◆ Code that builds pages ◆
********

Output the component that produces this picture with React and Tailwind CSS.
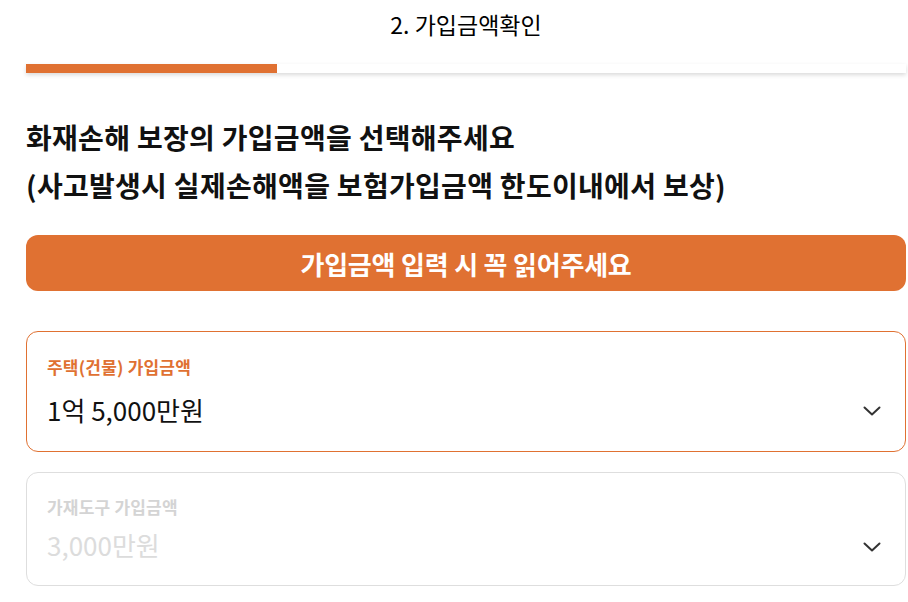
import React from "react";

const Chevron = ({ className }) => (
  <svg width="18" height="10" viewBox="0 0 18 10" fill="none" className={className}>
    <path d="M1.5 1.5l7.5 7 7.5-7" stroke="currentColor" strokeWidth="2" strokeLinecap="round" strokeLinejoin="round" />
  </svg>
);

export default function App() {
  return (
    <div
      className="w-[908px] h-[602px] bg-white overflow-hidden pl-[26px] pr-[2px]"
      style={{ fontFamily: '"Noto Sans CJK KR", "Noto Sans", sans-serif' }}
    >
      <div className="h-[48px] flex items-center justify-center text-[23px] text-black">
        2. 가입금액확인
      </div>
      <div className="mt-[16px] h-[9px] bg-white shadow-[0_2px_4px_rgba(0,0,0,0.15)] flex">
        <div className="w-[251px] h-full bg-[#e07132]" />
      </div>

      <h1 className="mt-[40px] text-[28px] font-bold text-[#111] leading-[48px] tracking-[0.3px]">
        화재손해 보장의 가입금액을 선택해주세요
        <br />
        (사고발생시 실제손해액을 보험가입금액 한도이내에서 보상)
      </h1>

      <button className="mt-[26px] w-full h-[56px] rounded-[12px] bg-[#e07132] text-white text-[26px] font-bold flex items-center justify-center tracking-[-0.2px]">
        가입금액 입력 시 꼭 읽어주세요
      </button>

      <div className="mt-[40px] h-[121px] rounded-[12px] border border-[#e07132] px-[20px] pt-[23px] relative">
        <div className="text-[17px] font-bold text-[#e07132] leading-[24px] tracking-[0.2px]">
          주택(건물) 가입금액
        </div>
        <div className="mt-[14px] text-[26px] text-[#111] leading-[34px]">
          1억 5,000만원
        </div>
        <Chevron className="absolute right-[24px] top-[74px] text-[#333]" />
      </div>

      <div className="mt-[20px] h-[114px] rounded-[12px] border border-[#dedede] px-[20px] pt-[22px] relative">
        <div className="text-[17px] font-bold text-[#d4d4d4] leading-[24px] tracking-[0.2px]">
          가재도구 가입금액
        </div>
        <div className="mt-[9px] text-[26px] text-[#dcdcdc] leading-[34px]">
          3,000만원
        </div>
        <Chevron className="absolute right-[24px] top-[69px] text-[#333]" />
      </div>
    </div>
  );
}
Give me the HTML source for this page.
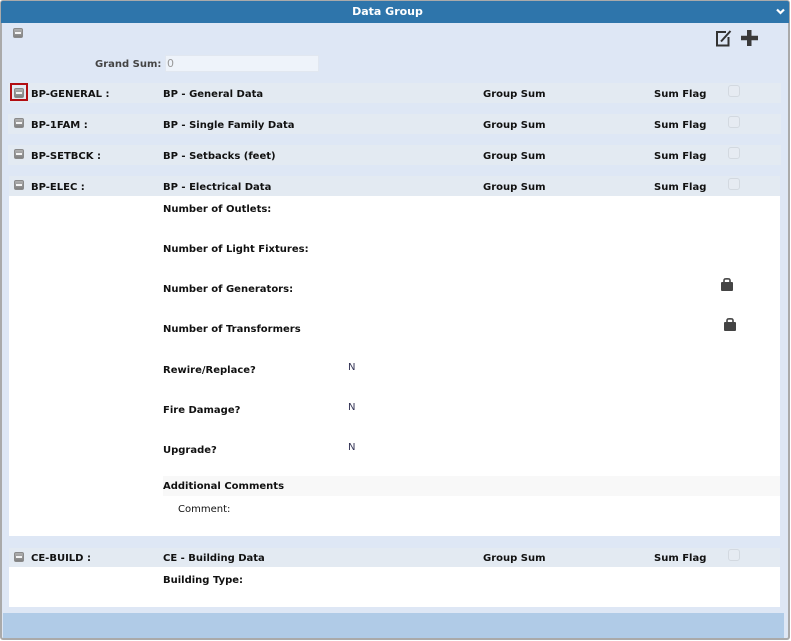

********

◆ Brief ◆
From the entries, report each line that includes the word "React".

◆ Exercise response ◆
Output the component that produces this picture with React and Tailwind CSS.
import React from "react";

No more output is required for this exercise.